- _Given data_:

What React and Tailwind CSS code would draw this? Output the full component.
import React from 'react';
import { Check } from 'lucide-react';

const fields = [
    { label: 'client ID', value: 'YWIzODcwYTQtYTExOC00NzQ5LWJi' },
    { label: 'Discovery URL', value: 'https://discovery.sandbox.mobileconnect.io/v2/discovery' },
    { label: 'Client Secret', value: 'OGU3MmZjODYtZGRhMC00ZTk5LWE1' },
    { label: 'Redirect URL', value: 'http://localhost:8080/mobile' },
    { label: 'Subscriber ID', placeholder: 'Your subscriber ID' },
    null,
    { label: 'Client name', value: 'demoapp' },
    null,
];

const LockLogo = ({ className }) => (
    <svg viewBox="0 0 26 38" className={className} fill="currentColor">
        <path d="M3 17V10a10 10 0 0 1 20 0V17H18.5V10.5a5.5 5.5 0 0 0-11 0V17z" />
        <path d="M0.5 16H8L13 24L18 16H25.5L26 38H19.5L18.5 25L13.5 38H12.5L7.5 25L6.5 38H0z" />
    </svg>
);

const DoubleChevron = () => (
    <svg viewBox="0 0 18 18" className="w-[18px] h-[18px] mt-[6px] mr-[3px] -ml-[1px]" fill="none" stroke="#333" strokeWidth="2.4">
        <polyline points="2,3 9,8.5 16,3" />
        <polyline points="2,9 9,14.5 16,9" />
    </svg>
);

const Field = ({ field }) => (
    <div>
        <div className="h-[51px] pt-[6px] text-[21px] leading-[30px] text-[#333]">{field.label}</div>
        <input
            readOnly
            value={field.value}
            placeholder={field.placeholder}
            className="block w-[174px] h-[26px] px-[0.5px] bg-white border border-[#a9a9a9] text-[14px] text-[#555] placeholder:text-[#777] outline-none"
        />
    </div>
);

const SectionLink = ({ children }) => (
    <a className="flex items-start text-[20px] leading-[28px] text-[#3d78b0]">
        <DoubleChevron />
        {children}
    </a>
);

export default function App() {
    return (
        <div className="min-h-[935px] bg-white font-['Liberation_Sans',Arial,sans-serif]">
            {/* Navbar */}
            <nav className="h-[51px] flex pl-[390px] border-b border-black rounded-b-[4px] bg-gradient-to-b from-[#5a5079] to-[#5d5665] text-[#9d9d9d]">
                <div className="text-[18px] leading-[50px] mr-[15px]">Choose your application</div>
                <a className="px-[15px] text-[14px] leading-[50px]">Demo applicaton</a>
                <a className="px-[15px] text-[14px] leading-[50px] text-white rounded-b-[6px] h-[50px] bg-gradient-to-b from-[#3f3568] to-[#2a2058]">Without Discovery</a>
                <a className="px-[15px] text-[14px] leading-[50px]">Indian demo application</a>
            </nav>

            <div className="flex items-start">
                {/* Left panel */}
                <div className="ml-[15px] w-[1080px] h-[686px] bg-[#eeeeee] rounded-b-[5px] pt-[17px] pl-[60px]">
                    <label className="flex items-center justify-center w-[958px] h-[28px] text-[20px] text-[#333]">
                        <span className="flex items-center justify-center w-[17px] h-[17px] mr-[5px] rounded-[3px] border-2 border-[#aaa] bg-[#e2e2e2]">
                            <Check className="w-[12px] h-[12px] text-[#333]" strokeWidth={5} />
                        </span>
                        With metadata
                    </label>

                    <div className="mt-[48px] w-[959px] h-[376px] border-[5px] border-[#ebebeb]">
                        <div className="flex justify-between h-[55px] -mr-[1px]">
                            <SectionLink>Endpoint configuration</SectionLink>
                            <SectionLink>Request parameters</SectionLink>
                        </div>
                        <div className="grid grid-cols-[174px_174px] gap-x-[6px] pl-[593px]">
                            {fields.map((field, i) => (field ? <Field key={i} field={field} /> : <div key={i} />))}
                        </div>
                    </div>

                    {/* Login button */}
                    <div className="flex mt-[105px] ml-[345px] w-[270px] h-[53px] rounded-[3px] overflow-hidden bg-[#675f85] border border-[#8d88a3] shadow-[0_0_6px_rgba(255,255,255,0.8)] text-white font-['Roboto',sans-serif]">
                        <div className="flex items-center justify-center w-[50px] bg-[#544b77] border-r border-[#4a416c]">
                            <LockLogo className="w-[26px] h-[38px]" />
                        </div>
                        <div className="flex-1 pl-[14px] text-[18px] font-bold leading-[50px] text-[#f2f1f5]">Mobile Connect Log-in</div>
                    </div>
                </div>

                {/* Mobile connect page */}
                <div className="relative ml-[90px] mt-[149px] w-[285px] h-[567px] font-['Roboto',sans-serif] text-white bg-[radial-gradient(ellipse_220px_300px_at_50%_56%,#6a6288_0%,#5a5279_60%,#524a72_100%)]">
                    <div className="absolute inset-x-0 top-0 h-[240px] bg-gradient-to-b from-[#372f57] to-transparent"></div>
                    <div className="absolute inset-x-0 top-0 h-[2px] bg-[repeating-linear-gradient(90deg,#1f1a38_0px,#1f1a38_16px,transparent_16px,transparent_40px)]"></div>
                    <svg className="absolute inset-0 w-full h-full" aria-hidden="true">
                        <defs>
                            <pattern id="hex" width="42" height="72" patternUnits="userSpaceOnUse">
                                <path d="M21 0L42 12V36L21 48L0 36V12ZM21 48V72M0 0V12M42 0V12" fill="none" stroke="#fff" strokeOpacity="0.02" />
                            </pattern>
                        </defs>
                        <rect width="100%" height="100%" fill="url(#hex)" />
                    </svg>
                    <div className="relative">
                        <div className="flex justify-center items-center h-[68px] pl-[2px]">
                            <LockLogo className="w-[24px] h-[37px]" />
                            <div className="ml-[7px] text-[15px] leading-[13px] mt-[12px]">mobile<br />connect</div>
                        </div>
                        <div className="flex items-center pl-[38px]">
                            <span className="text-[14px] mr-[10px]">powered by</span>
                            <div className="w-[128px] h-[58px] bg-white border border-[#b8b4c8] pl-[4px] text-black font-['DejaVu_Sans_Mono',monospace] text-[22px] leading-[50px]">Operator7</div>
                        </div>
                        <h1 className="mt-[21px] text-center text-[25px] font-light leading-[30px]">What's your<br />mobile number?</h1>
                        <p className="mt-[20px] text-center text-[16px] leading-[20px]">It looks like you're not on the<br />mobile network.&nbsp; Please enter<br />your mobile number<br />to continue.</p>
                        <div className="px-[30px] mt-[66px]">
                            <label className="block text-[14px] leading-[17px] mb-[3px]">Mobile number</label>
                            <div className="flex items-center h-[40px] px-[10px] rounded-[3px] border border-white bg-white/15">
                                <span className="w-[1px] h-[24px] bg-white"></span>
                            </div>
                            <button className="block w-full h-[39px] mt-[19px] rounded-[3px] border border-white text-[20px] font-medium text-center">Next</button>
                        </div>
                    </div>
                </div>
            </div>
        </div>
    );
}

- _Problem description_:
Transcribe the material above word for word.

- _Expected answer_:
What React and Tailwind CSS code would draw this? Output the full component.
import React from 'react';
import { Check } from 'lucide-react';

const fields = [
    { label: 'client ID', value: 'YWIzODcwYTQtYTExOC00NzQ5LWJi' },
    { label: 'Discovery URL', value: 'https://discovery.sandbox.mobileconnect.io/v2/discovery' },
    { label: 'Client Secret', value: 'OGU3MmZjODYtZGRhMC00ZTk5LWE1' },
    { label: 'Redirect URL', value: 'http://localhost:8080/mobile' },
    { label: 'Subscriber ID', placeholder: 'Your subscriber ID' },
    null,
    { label: 'Client name', value: 'demoapp' },
    null,
];

const LockLogo = ({ className }) => (
    <svg viewBox="0 0 26 38" className={className} fill="currentColor">
        <path d="M3 17V10a10 10 0 0 1 20 0V17H18.5V10.5a5.5 5.5 0 0 0-11 0V17z" />
        <path d="M0.5 16H8L13 24L18 16H25.5L26 38H19.5L18.5 25L13.5 38H12.5L7.5 25L6.5 38H0z" />
    </svg>
);

const DoubleChevron = () => (
    <svg viewBox="0 0 18 18" className="w-[18px] h-[18px] mt-[6px] mr-[3px] -ml-[1px]" fill="none" stroke="#333" strokeWidth="2.4">
        <polyline points="2,3 9,8.5 16,3" />
        <polyline points="2,9 9,14.5 16,9" />
    </svg>
);

const Field = ({ field }) => (
    <div>
        <div className="h-[51px] pt-[6px] text-[21px] leading-[30px] text-[#333]">{field.label}</div>
        <input
            readOnly
            value={field.value}
            placeholder={field.placeholder}
            className="block w-[174px] h-[26px] px-[0.5px] bg-white border border-[#a9a9a9] text-[14px] text-[#555] placeholder:text-[#777] outline-none"
        />
    </div>
);

const SectionLink = ({ children }) => (
    <a className="flex items-start text-[20px] leading-[28px] text-[#3d78b0]">
        <DoubleChevron />
        {children}
    </a>
);

export default function App() {
    return (
        <div className="min-h-[935px] bg-white font-['Liberation_Sans',Arial,sans-serif]">
            {/* Navbar */}
            <nav className="h-[51px] flex pl-[390px] border-b border-black rounded-b-[4px] bg-gradient-to-b from-[#5a5079] to-[#5d5665] text-[#9d9d9d]">
                <div className="text-[18px] leading-[50px] mr-[15px]">Choose your application</div>
                <a className="px-[15px] text-[14px] leading-[50px]">Demo applicaton</a>
                <a className="px-[15px] text-[14px] leading-[50px] text-white rounded-b-[6px] h-[50px] bg-gradient-to-b from-[#3f3568] to-[#2a2058]">Without Discovery</a>
                <a className="px-[15px] text-[14px] leading-[50px]">Indian demo application</a>
            </nav>

            <div className="flex items-start">
                {/* Left panel */}
                <div className="ml-[15px] w-[1080px] h-[686px] bg-[#eeeeee] rounded-b-[5px] pt-[17px] pl-[60px]">
                    <label className="flex items-center justify-center w-[958px] h-[28px] text-[20px] text-[#333]">
                        <span className="flex items-center justify-center w-[17px] h-[17px] mr-[5px] rounded-[3px] border-2 border-[#aaa] bg-[#e2e2e2]">
                            <Check className="w-[12px] h-[12px] text-[#333]" strokeWidth={5} />
                        </span>
                        With metadata
                    </label>

                    <div className="mt-[48px] w-[959px] h-[376px] border-[5px] border-[#ebebeb]">
                        <div className="flex justify-between h-[55px] -mr-[1px]">
                            <SectionLink>Endpoint configuration</SectionLink>
                            <SectionLink>Request parameters</SectionLink>
                        </div>
                        <div className="grid grid-cols-[174px_174px] gap-x-[6px] pl-[593px]">
                            {fields.map((field, i) => (field ? <Field key={i} field={field} /> : <div key={i} />))}
                        </div>
                    </div>

                    {/* Login button */}
                    <div className="flex mt-[105px] ml-[345px] w-[270px] h-[53px] rounded-[3px] overflow-hidden bg-[#675f85] border border-[#8d88a3] shadow-[0_0_6px_rgba(255,255,255,0.8)] text-white font-['Roboto',sans-serif]">
                        <div className="flex items-center justify-center w-[50px] bg-[#544b77] border-r border-[#4a416c]">
                            <LockLogo className="w-[26px] h-[38px]" />
                        </div>
                        <div className="flex-1 pl-[14px] text-[18px] font-bold leading-[50px] text-[#f2f1f5]">Mobile Connect Log-in</div>
                    </div>
                </div>

                {/* Mobile connect page */}
                <div className="relative ml-[90px] mt-[149px] w-[285px] h-[567px] font-['Roboto',sans-serif] text-white bg-[radial-gradient(ellipse_220px_300px_at_50%_56%,#6a6288_0%,#5a5279_60%,#524a72_100%)]">
                    <div className="absolute inset-x-0 top-0 h-[240px] bg-gradient-to-b from-[#372f57] to-transparent"></div>
                    <div className="absolute inset-x-0 top-0 h-[2px] bg-[repeating-linear-gradient(90deg,#1f1a38_0px,#1f1a38_16px,transparent_16px,transparent_40px)]"></div>
                    <svg className="absolute inset-0 w-full h-full" aria-hidden="true">
                        <defs>
                            <pattern id="hex" width="42" height="72" patternUnits="userSpaceOnUse">
                                <path d="M21 0L42 12V36L21 48L0 36V12ZM21 48V72M0 0V12M42 0V12" fill="none" stroke="#fff" strokeOpacity="0.02" />
                            </pattern>
                        </defs>
                        <rect width="100%" height="100%" fill="url(#hex)" />
                    </svg>
                    <div className="relative">
                        <div className="flex justify-center items-center h-[68px] pl-[2px]">
                            <LockLogo className="w-[24px] h-[37px]" />
                            <div className="ml-[7px] text-[15px] leading-[13px] mt-[12px]">mobile<br />connect</div>
                        </div>
                        <div className="flex items-center pl-[38px]">
                            <span className="text-[14px] mr-[10px]">powered by</span>
                            <div className="w-[128px] h-[58px] bg-white border border-[#b8b4c8] pl-[4px] text-black font-['DejaVu_Sans_Mono',monospace] text-[22px] leading-[50px]">Operator7</div>
                        </div>
                        <h1 className="mt-[21px] text-center text-[25px] font-light leading-[30px]">What's your<br />mobile number?</h1>
                        <p className="mt-[20px] text-center text-[16px] leading-[20px]">It looks like you're not on the<br />mobile network.&nbsp; Please enter<br />your mobile number<br />to continue.</p>
                        <div className="px-[30px] mt-[66px]">
                            <label className="block text-[14px] leading-[17px] mb-[3px]">Mobile number</label>
                            <div className="flex items-center h-[40px] px-[10px] rounded-[3px] border border-white bg-white/15">
                                <span className="w-[1px] h-[24px] bg-white"></span>
                            </div>
                            <button className="block w-full h-[39px] mt-[19px] rounded-[3px] border border-white text-[20px] font-medium text-center">Next</button>
                        </div>
                    </div>
                </div>
            </div>
        </div>
    );
}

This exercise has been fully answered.